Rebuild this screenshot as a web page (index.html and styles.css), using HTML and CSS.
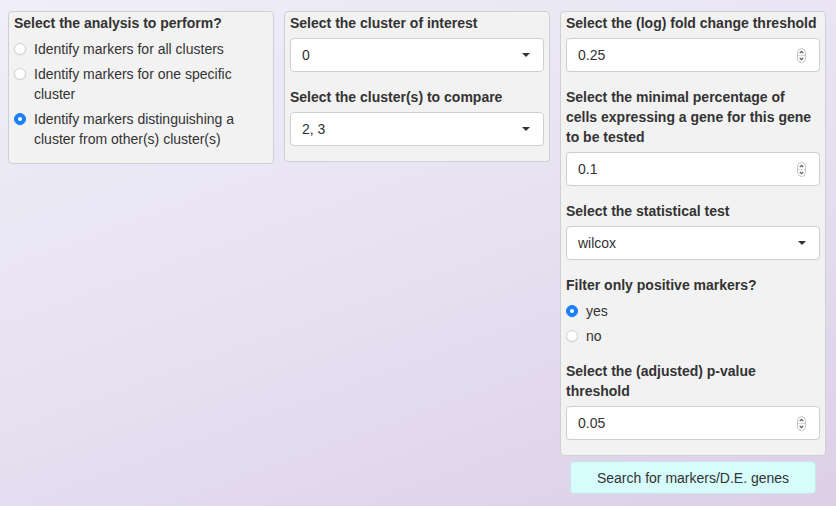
FILE: index.html
```html
<!DOCTYPE html>
<html>
<head>
<meta charset="utf-8">
<link rel="stylesheet" href="styles.css">
</head>
<body>
<div class="row">
  <div class="col">
    <div class="well">
      <div class="field tight">
        <div class="label">Select the analysis to perform?</div>
        <div class="radios">
          <div class="radio"><span class="dot"></span><span class="rtext">Identify markers for all clusters</span></div>
          <div class="radio"><span class="dot"></span><span class="rtext">Identify markers for one specific cluster</span></div>
          <div class="radio"><span class="dot on"></span><span class="rtext">Identify markers distinguishing a cluster from other(s) cluster(s)</span></div>
        </div>
      </div>
    </div>
  </div>
  <div class="col">
    <div class="well">
      <div class="field">
        <div class="label">Select the cluster of interest</div>
        <div class="select"><span>0</span><span class="caret"></span></div>
      </div>
      <div class="field">
        <div class="label">Select the cluster(s) to compare</div>
        <div class="select"><span>2, 3</span><span class="caret"></span></div>
      </div>
    </div>
  </div>
  <div class="col">
    <div class="well">
      <div class="field">
        <div class="label">Select the (log) fold change threshold</div>
        <div class="select"><span>0.25</span><svg class="spin" width="9" height="15" viewBox="0 0 9 15"><rect x="0.5" y="0.5" width="8" height="14" rx="4" fill="#fff" stroke="#c4c4c4"/><line x1="1" y1="7.5" x2="8" y2="7.5" stroke="#d6d6d6"/><path d="M2.7 5.2 L4.5 3.4 L6.3 5.2" fill="none" stroke="#555" stroke-width="1.1"/><path d="M2.7 9.8 L4.5 11.6 L6.3 9.8" fill="none" stroke="#555" stroke-width="1.1"/></svg></div>
      </div>
      <div class="field">
        <div class="label narrow">Select the minimal percentage of cells expressing a gene for this gene to be tested</div>
        <div class="select"><span>0.1</span><svg class="spin" width="9" height="15" viewBox="0 0 9 15"><rect x="0.5" y="0.5" width="8" height="14" rx="4" fill="#fff" stroke="#c4c4c4"/><line x1="1" y1="7.5" x2="8" y2="7.5" stroke="#d6d6d6"/><path d="M2.7 5.2 L4.5 3.4 L6.3 5.2" fill="none" stroke="#555" stroke-width="1.1"/><path d="M2.7 9.8 L4.5 11.6 L6.3 9.8" fill="none" stroke="#555" stroke-width="1.1"/></svg></div>
      </div>
      <div class="field">
        <div class="label">Select the statistical test</div>
        <div class="select"><span>wilcox</span><span class="caret"></span></div>
      </div>
      <div class="field">
        <div class="label">Filter only positive markers?</div>
        <div class="radios">
          <div class="radio"><span class="dot on"></span><span class="rtext">yes</span></div>
          <div class="radio"><span class="dot"></span><span class="rtext">no</span></div>
        </div>
      </div>
      <div class="field">
        <div class="label">Select the (adjusted) p-value threshold</div>
        <div class="select"><span>0.05</span><svg class="spin" width="9" height="15" viewBox="0 0 9 15"><rect x="0.5" y="0.5" width="8" height="14" rx="4" fill="#fff" stroke="#c4c4c4"/><line x1="1" y1="7.5" x2="8" y2="7.5" stroke="#d6d6d6"/><path d="M2.7 5.2 L4.5 3.4 L6.3 5.2" fill="none" stroke="#555" stroke-width="1.1"/><path d="M2.7 9.8 L4.5 11.6 L6.3 9.8" fill="none" stroke="#555" stroke-width="1.1"/></svg></div>
      </div>
    </div>
    <div class="btnwrap"><div class="btn">Search for markers/D.E. genes</div></div>
  </div>
</div>
</body>
</html>
```
FILE: styles.css
```css
html, body {
  margin: 0;
  padding: 0;
}
body {
  width: 836px;
  height: 506px;
  overflow: hidden;
  background: linear-gradient(160deg, #efeef9 0%, #e8e3f3 45%, #dccfe6 100%);
  font-family: "Liberation Sans", Arial, Helvetica, sans-serif;
  font-size: 14px;
  line-height: 20px;
  color: #333;
}
.row {
  display: grid;
  grid-template-columns: 266px 266px 266px;
  column-gap: 10px;
  padding: 11px 9px 0 8px;
  align-items: start;
}
.well {
  background: #f2f2f2;
  border: 1px solid #d0d0d0;
  border-radius: 4px;
  padding: 1px 5px 0 5px;
}
.field {
  margin-bottom: 15px;
}
.field.tight {
  margin-bottom: 14px;
}
.label {
  font-weight: bold;
  margin-bottom: 5px;
}
.label.narrow {
  padding-right: 6px;
}
.radios {
  padding-top: 1px;
}
.radio {
  display: flex;
  align-items: flex-start;
  margin-bottom: 5px;
}
.radio:last-child {
  margin-bottom: 0;
}
.dot {
  flex: none;
  width: 10px;
  height: 10px;
  margin: 4px 8px 0 0;
  border-radius: 50%;
  background: #fff;
  border: 1px solid #d2d2d2;
  box-shadow: 0 0.5px 1px rgba(0,0,0,0.08);
  box-sizing: content-box;
  position: relative;
}
.dot.on {
  background: #1b7ff5;
  border-color: #1b7ff5;
}
.dot.on::after {
  content: "";
  position: absolute;
  left: 3px;
  top: 3px;
  width: 4px;
  height: 4px;
  border-radius: 50%;
  background: #fff;
}
.select {
  height: 34px;
  box-sizing: border-box;
  background: #fff;
  border: 1px solid #cfcfcf;
  border-radius: 4px;
  display: flex;
  align-items: center;
  justify-content: space-between;
  padding: 0 14px 0 11px;
}
.caret {
  width: 0;
  height: 0;
  border-left: 4px solid transparent;
  border-right: 4px solid transparent;
  border-top: 4px solid #333;
  margin-right: -1px;
}
.spin {
  display: block;
  margin-right: -1px;
}
.btnwrap {
  padding: 5px 10px 0 10px;
}
.btn {
  height: 33px;
  box-sizing: border-box;
  background: #d6fcfc;
  border: 1px solid #c6e6e8;
  border-radius: 4px;
  display: flex;
  align-items: center;
  justify-content: center;
  color: #333;
}
```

☆ ☆ ☆ ☆ ☆ ☆ ☆

Where a line of the material above holds the string "styles", copy that line.

• Result of this exercise:
Rebuild this screenshot as a web page (index.html and styles.css), using HTML and CSS.
<link rel="stylesheet" href="styles.css">
FILE: styles.css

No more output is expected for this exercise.